Oft nicht ausreichend auf den Job im Klassenzimmer vorbereitet

Obwohl Seiteneinsteiger also immer unverzichtbarer werden, entstehen mit ihrem Einsatz in der Praxis gleichzeitig neue Probleme. Seiteneinsteiger werden oft nicht ausreichend auf ihren Job im Klassenzimmer vorbereitet, kritisiert Dirk Lederle, Schulleiter einer Realschule in Baden-Württemberg. "Die ganze Nachqualifizierung erfolgt nicht selten im Lehrerzimmer von den Kolleginnen und Kollegen vor Ort." Das führe allerdings wieder zu mehr Belastung. "Es reicht nicht, diese Leute als Lückenbüßer an die Schulen zu holen", sagt Lederle. Man müsse sie auch anständig qualifizieren und bezahlen.

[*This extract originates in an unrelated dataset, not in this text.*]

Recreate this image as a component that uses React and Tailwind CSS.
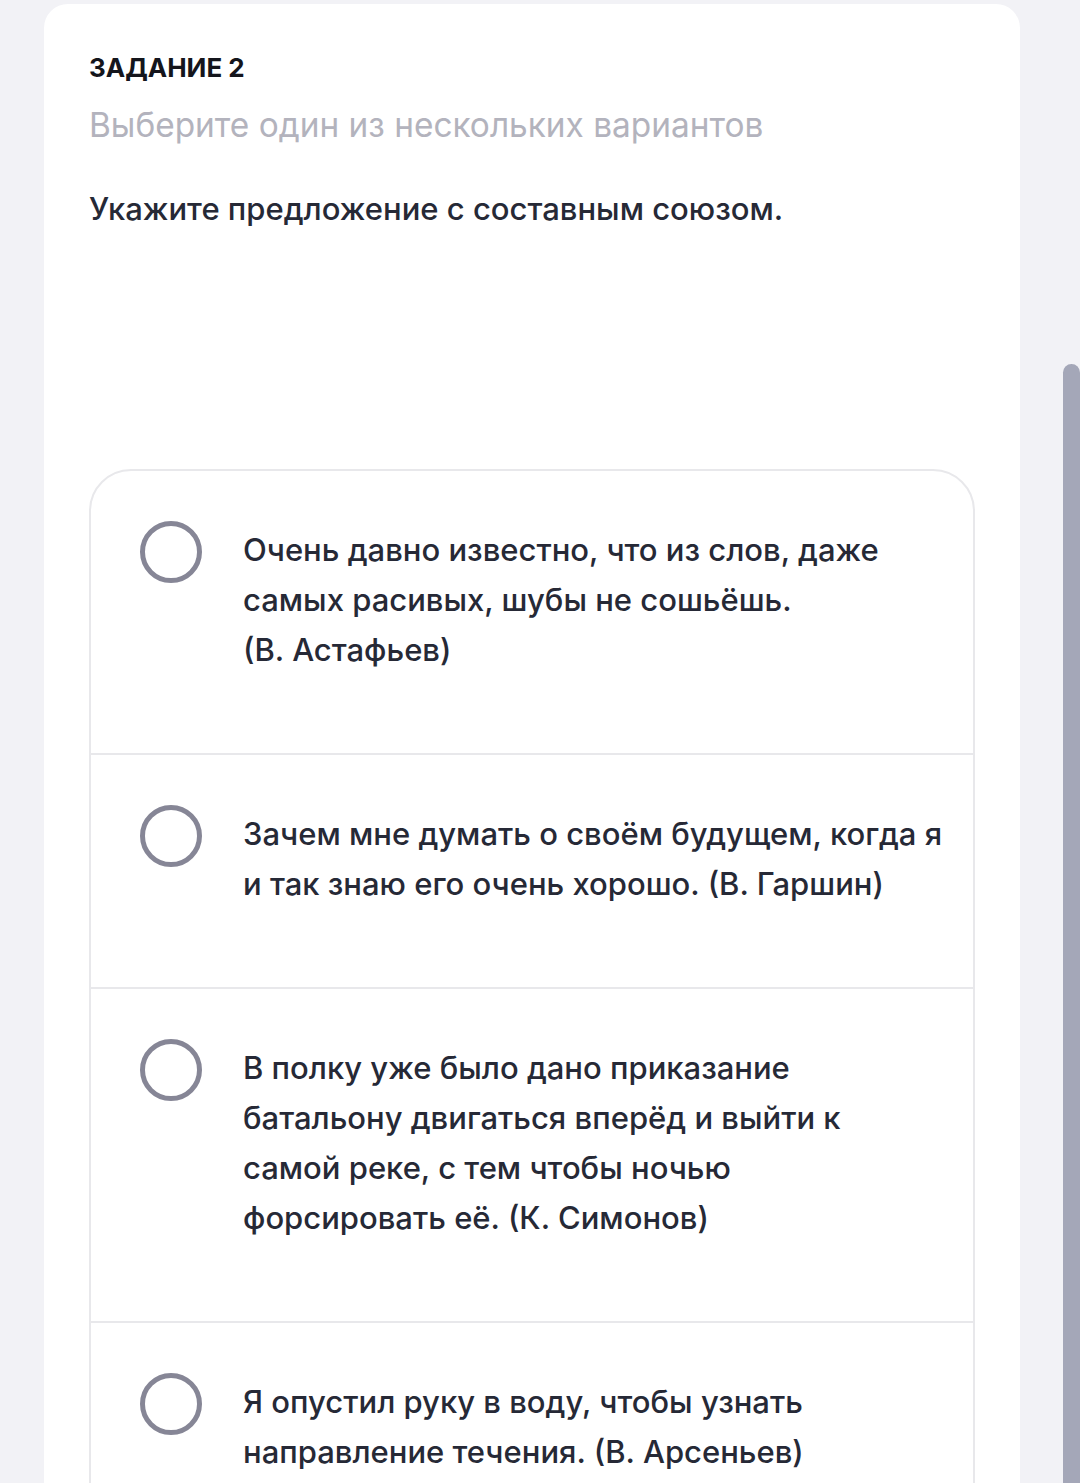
import React from "react";

const options = [
  ["Очень давно известно, что из слов, даже", "самых расивых, шубы не сошьёшь.", "(В. Астафьев)"],
  ["Зачем мне думать о своём будущем, когда я", "и так знаю его очень хорошо. (В. Гаршин)"],
  [
    "В полку уже было дано приказание",
    "батальону двигаться вперёд и выйти к",
    "самой реке, с тем чтобы ночью",
    "форсировать её. (К. Симонов)",
  ],
  ["Я опустил руку в воду, чтобы узнать", "направление течения. (В. Арсеньев)"],
];

const Option = ({ lines, first }) => (
  <div
    className={
      "flex items-start pl-[49px] pr-[30px] pt-[54px] pb-[78px] " +
      (first ? "" : "border-t-2 border-[#e8e8eb]")
    }
  >
    <div className="mt-[-4px] h-[62px] w-[62px] shrink-0 rounded-full border-[5px] border-[#868696]" />
    <p className="ml-[41px] text-[31px] font-medium leading-[50px] text-[#262936]">
      {lines.map((l, i) => (
        <span key={i} className="block whitespace-nowrap">
          {l}
        </span>
      ))}
    </p>
  </div>
);

export default function App() {
  return (
    <div
      className="relative h-[1483px] overflow-hidden bg-[#f2f2f6]"
      style={{ fontFamily: "Inter, 'Noto Sans', sans-serif" }}
    >
      <div className="ml-[44px] mt-[4px] w-[976px] rounded-t-[24px] bg-white pl-[45px] pr-[45px] pt-[44px] pb-10">
        <h1 className="text-[26px] font-bold leading-[40px] text-[#14151c]">ЗАДАНИЕ 2</h1>
        <p className="mt-[15px] text-[33.4px] leading-[44px] text-[#b3b3bd]">
          Выберите один из нескольких вариантов
        </p>
        <p className="mt-[40px] text-[31px] font-medium leading-[44px] text-[#262936]">
          Укажите предложение с составным союзом.
        </p>
        <div className="mt-[238px] overflow-hidden rounded-t-[42px] border-2 border-[#e8e8eb]">
          {options.map((o, i) => (
            <Option key={i} lines={o} first={i === 0} />
          ))}
        </div>
      </div>
      <div className="absolute right-0 top-[364px] h-[1200px] w-[17px] rounded-t-full bg-[#a4a7b8]" />
    </div>
  );
}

Seiteneinsteigerin Friederike Arnold bestätigt diesen Eindruck: Man trage eine große Verantwortung, werde damit aber oft alleine gelassen. "Ich habe mich ständig ausgenutzt und überfordert gefühlt." Zudem habe sie als Seiteneinsteigerin nur befristete Verträge bekommen. Oft wusste sie bis kurz vor Beginn eines Schuljahres nicht, an welcher Schule sie als nächstes unterrichten solle. Der Schulleiter-Umfrage zufolge arbeiten bundesweit etwas mehr als die Hälfte aller Seiteneinsteiger in einem befristeten Arbeitsverhältnis.

So dankbar man um die Unterstützung durch Seiteneinsteiger auch sei, sagt VBE-Vorsitzender Brand, der Schwerpunkt zur Bekämpfung des Lehrkräftemangels sollte es trotzdem nicht werden. Man müsse am Kern ansetzen, etwa bei der Verbesserung der Studienbedingungen.